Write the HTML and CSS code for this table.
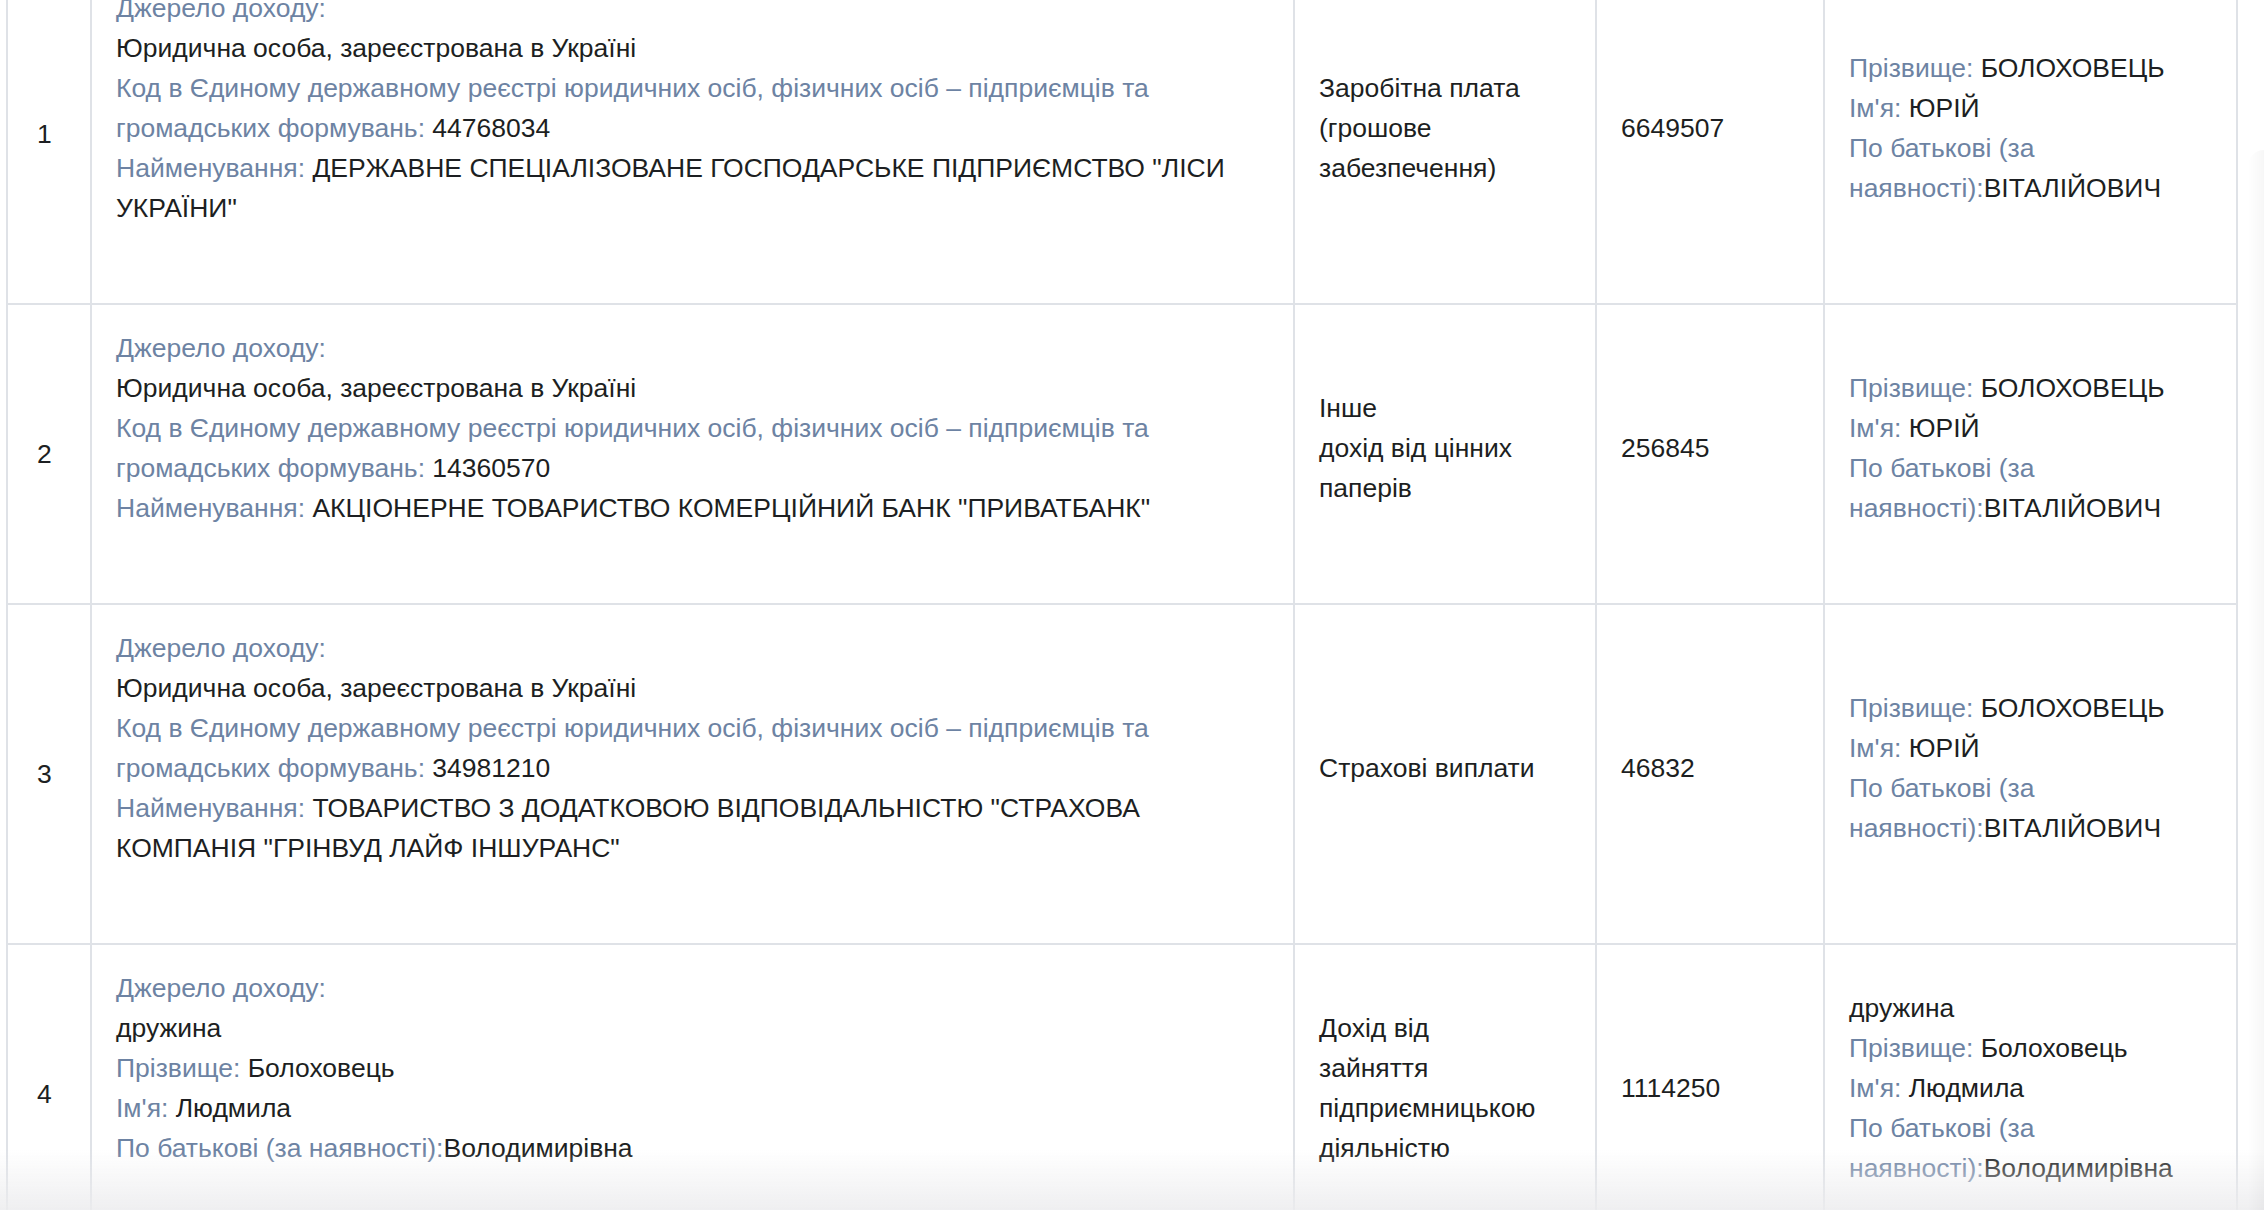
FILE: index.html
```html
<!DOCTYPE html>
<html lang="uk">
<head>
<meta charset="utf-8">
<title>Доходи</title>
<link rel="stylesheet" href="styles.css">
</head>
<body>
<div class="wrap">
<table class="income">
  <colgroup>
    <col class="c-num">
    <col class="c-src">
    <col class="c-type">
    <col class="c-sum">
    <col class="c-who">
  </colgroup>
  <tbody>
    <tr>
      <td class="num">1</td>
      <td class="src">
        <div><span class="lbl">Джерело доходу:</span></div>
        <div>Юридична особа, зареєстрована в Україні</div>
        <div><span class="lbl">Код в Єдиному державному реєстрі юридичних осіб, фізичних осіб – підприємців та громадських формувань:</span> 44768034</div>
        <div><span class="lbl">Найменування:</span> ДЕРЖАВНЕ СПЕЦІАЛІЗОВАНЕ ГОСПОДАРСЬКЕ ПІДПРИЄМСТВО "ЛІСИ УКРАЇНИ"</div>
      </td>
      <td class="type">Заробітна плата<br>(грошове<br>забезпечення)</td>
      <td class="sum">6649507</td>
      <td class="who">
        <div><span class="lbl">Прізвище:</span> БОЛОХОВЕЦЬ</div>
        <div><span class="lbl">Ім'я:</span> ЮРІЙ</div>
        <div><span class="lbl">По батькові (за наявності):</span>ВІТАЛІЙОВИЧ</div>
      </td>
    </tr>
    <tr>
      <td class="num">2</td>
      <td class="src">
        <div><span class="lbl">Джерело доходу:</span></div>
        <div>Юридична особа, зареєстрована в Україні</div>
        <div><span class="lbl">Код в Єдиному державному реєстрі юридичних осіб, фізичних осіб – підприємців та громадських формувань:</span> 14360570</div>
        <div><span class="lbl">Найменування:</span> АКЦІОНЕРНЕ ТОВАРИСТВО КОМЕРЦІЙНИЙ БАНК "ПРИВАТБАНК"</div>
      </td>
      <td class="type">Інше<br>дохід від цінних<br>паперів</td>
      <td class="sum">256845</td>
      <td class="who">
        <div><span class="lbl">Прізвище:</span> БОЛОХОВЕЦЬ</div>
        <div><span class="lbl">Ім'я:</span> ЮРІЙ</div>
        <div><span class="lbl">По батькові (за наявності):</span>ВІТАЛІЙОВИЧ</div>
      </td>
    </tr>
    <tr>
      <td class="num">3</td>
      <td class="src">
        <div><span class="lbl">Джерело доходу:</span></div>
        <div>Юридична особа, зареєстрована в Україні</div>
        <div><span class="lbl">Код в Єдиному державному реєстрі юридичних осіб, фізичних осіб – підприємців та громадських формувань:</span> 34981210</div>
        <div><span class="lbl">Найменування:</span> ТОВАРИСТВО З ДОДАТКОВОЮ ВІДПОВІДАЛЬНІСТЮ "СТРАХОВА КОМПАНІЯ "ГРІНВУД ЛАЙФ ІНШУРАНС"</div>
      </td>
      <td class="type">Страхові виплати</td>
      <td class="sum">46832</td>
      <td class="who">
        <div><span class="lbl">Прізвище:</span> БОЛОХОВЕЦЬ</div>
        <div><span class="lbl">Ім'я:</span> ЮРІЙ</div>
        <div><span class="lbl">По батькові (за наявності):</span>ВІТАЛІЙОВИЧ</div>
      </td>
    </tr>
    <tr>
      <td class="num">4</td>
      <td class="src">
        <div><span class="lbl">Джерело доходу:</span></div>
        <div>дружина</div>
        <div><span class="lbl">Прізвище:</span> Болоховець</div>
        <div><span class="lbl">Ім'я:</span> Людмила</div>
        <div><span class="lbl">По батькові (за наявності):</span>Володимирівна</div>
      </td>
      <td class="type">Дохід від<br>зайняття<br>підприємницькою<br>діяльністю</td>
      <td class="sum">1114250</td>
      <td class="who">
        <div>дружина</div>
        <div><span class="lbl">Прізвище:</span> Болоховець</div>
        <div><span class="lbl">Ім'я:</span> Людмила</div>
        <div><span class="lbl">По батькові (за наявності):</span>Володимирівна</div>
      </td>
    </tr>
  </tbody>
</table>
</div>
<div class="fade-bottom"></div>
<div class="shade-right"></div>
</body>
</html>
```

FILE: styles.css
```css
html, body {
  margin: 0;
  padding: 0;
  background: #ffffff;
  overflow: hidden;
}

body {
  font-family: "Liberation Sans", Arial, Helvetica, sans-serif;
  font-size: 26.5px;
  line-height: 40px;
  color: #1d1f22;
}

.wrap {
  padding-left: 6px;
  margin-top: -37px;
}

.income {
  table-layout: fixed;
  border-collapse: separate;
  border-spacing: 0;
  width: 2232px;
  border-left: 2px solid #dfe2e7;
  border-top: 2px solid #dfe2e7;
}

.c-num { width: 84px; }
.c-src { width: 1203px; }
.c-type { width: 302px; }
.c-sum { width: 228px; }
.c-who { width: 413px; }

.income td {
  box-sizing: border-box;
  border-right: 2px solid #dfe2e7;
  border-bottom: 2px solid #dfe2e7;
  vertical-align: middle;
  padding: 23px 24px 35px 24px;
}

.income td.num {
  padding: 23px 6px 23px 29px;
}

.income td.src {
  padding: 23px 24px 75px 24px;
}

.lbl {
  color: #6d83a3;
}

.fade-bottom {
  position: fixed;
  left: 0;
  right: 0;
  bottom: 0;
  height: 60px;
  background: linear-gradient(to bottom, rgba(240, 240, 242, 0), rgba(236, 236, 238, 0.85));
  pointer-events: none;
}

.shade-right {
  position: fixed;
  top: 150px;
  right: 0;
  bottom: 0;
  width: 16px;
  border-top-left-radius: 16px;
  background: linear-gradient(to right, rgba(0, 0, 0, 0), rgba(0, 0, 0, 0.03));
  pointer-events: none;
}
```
--*--
Work to complete: Reproduce the material word for word. Any pictures should be left out of the copy.

Solution for this task:
Write the HTML and CSS code for this table.
FILE: index.html
```html
<!DOCTYPE html>
<html lang="uk">
<head>
<meta charset="utf-8">
<title>Доходи</title>
<link rel="stylesheet" href="styles.css">
</head>
<body>
<div class="wrap">
<table class="income">
  <colgroup>
    <col class="c-num">
    <col class="c-src">
    <col class="c-type">
    <col class="c-sum">
    <col class="c-who">
  </colgroup>
  <tbody>
    <tr>
      <td class="num">1</td>
      <td class="src">
        <div><span class="lbl">Джерело доходу:</span></div>
        <div>Юридична особа, зареєстрована в Україні</div>
        <div><span class="lbl">Код в Єдиному державному реєстрі юридичних осіб, фізичних осіб – підприємців та громадських формувань:</span> 44768034</div>
        <div><span class="lbl">Найменування:</span> ДЕРЖАВНЕ СПЕЦІАЛІЗОВАНЕ ГОСПОДАРСЬКЕ ПІДПРИЄМСТВО "ЛІСИ УКРАЇНИ"</div>
      </td>
      <td class="type">Заробітна плата<br>(грошове<br>забезпечення)</td>
      <td class="sum">6649507</td>
      <td class="who">
        <div><span class="lbl">Прізвище:</span> БОЛОХОВЕЦЬ</div>
        <div><span class="lbl">Ім'я:</span> ЮРІЙ</div>
        <div><span class="lbl">По батькові (за наявності):</span>ВІТАЛІЙОВИЧ</div>
      </td>
    </tr>
    <tr>
      <td class="num">2</td>
      <td class="src">
        <div><span class="lbl">Джерело доходу:</span></div>
        <div>Юридична особа, зареєстрована в Україні</div>
        <div><span class="lbl">Код в Єдиному державному реєстрі юридичних осіб, фізичних осіб – підприємців та громадських формувань:</span> 14360570</div>
        <div><span class="lbl">Найменування:</span> АКЦІОНЕРНЕ ТОВАРИСТВО КОМЕРЦІЙНИЙ БАНК "ПРИВАТБАНК"</div>
      </td>
      <td class="type">Інше<br>дохід від цінних<br>паперів</td>
      <td class="sum">256845</td>
      <td class="who">
        <div><span class="lbl">Прізвище:</span> БОЛОХОВЕЦЬ</div>
        <div><span class="lbl">Ім'я:</span> ЮРІЙ</div>
        <div><span class="lbl">По батькові (за наявності):</span>ВІТАЛІЙОВИЧ</div>
      </td>
    </tr>
    <tr>
      <td class="num">3</td>
      <td class="src">
        <div><span class="lbl">Джерело доходу:</span></div>
        <div>Юридична особа, зареєстрована в Україні</div>
        <div><span class="lbl">Код в Єдиному державному реєстрі юридичних осіб, фізичних осіб – підприємців та громадських формувань:</span> 34981210</div>
        <div><span class="lbl">Найменування:</span> ТОВАРИСТВО З ДОДАТКОВОЮ ВІДПОВІДАЛЬНІСТЮ "СТРАХОВА КОМПАНІЯ "ГРІНВУД ЛАЙФ ІНШУРАНС"</div>
      </td>
      <td class="type">Страхові виплати</td>
      <td class="sum">46832</td>
      <td class="who">
        <div><span class="lbl">Прізвище:</span> БОЛОХОВЕЦЬ</div>
        <div><span class="lbl">Ім'я:</span> ЮРІЙ</div>
        <div><span class="lbl">По батькові (за наявності):</span>ВІТАЛІЙОВИЧ</div>
      </td>
    </tr>
    <tr>
      <td class="num">4</td>
      <td class="src">
        <div><span class="lbl">Джерело доходу:</span></div>
        <div>дружина</div>
        <div><span class="lbl">Прізвище:</span> Болоховець</div>
        <div><span class="lbl">Ім'я:</span> Людмила</div>
        <div><span class="lbl">По батькові (за наявності):</span>Володимирівна</div>
      </td>
      <td class="type">Дохід від<br>зайняття<br>підприємницькою<br>діяльністю</td>
      <td class="sum">1114250</td>
      <td class="who">
        <div>дружина</div>
        <div><span class="lbl">Прізвище:</span> Болоховець</div>
        <div><span class="lbl">Ім'я:</span> Людмила</div>
        <div><span class="lbl">По батькові (за наявності):</span>Володимирівна</div>
      </td>
    </tr>
  </tbody>
</table>
</div>
<div class="fade-bottom"></div>
<div class="shade-right"></div>
</body>
</html>
```

FILE: styles.css
```css
html, body {
  margin: 0;
  padding: 0;
  background: #ffffff;
  overflow: hidden;
}

body {
  font-family: "Liberation Sans", Arial, Helvetica, sans-serif;
  font-size: 26.5px;
  line-height: 40px;
  color: #1d1f22;
}

.wrap {
  padding-left: 6px;
  margin-top: -37px;
}

.income {
  table-layout: fixed;
  border-collapse: separate;
  border-spacing: 0;
  width: 2232px;
  border-left: 2px solid #dfe2e7;
  border-top: 2px solid #dfe2e7;
}

.c-num { width: 84px; }
.c-src { width: 1203px; }
.c-type { width: 302px; }
.c-sum { width: 228px; }
.c-who { width: 413px; }

.income td {
  box-sizing: border-box;
  border-right: 2px solid #dfe2e7;
  border-bottom: 2px solid #dfe2e7;
  vertical-align: middle;
  padding: 23px 24px 35px 24px;
}

.income td.num {
  padding: 23px 6px 23px 29px;
}

.income td.src {
  padding: 23px 24px 75px 24px;
}

.lbl {
  color: #6d83a3;
}

.fade-bottom {
  position: fixed;
  left: 0;
  right: 0;
  bottom: 0;
  height: 60px;
  background: linear-gradient(to bottom, rgba(240, 240, 242, 0), rgba(236, 236, 238, 0.85));
  pointer-events: none;
}

.shade-right {
  position: fixed;
  top: 150px;
  right: 0;
  bottom: 0;
  width: 16px;
  border-top-left-radius: 16px;
  background: linear-gradient(to right, rgba(0, 0, 0, 0), rgba(0, 0, 0, 0.03));
  pointer-events: none;
}
```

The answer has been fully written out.